═════ Supplied material
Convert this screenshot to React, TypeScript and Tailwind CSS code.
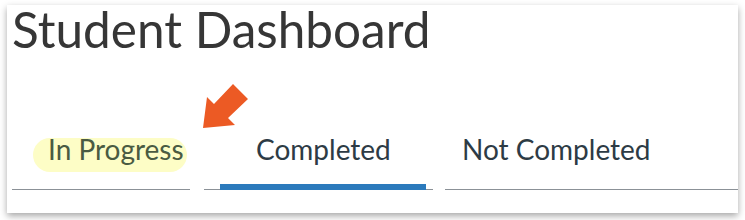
import React from 'react';

export default function App() {
    return (
        <main className="min-h-[220px] w-[745px] bg-white pl-[7px] pt-[5px]" style={{ fontFamily: 'Lato, "Noto Sans", sans-serif' }}>
            <div className="relative h-[208px] w-[731px] bg-white pl-[5px] shadow-[0_3px_7px_rgba(0,0,0,0.35)]">
                <h1 className="h-[50px] text-[49.5px] leading-none font-normal text-[#363636]">Student Dashboard</h1>

                <div className="mt-[80px] flex">
                    <div className="relative flex h-[55px] w-[178px] flex-col border-b border-[#8b9197] pl-[36px]">
                        <span className="absolute top-[3px] left-[21px] h-[34px] w-[154px] rounded-full bg-[#fdfdc6]" />
                        <span className="relative text-[28px] leading-none text-[#4a5b42]">In Progress</span>
                    </div>

                    <div className="ml-[14px] flex h-[55px] w-[229px] flex-col border-b border-[#8b9197]">
                        <span className="pl-[52px] text-[28px] leading-none text-[#2d3b45]">Completed</span>
                        <div className="relative mt-auto -mb-[1px] ml-[16px] mr-[7px] h-[6px] bg-[#2b7abc]" />
                    </div>

                    <div className="ml-[12px] flex h-[55px] flex-1 flex-col border-b border-[#8b9197] pl-[17px]">
                        <span className="text-[28px] leading-none text-[#2d3b45]">Not Completed</span>
                    </div>
                </div>

                <svg className="absolute left-[188px] top-[75px]" width="60" height="55" viewBox="195 80 60 55">
                    <polygon
                        points="203,128 207,97 214,104 233,84 248,99 228,118 235,125"
                        fill="#ec5a24"
                    />
                </svg>
            </div>
        </main>
    );
}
══════════
> What to produce
Please take the lines from the beginning of the data above through the line holding "text-[49.5px] leading-none font-normal" and transcribe them exactly, without any pictures.

> Exercise solution
Convert this screenshot to React, TypeScript and Tailwind CSS code.
import React from 'react';

export default function App() {
    return (
        <main className="min-h-[220px] w-[745px] bg-white pl-[7px] pt-[5px]" style={{ fontFamily: 'Lato, "Noto Sans", sans-serif' }}>
            <div className="relative h-[208px] w-[731px] bg-white pl-[5px] shadow-[0_3px_7px_rgba(0,0,0,0.35)]">
                <h1 className="h-[50px] text-[49.5px] leading-none font-normal text-[#363636]">Student Dashboard</h1>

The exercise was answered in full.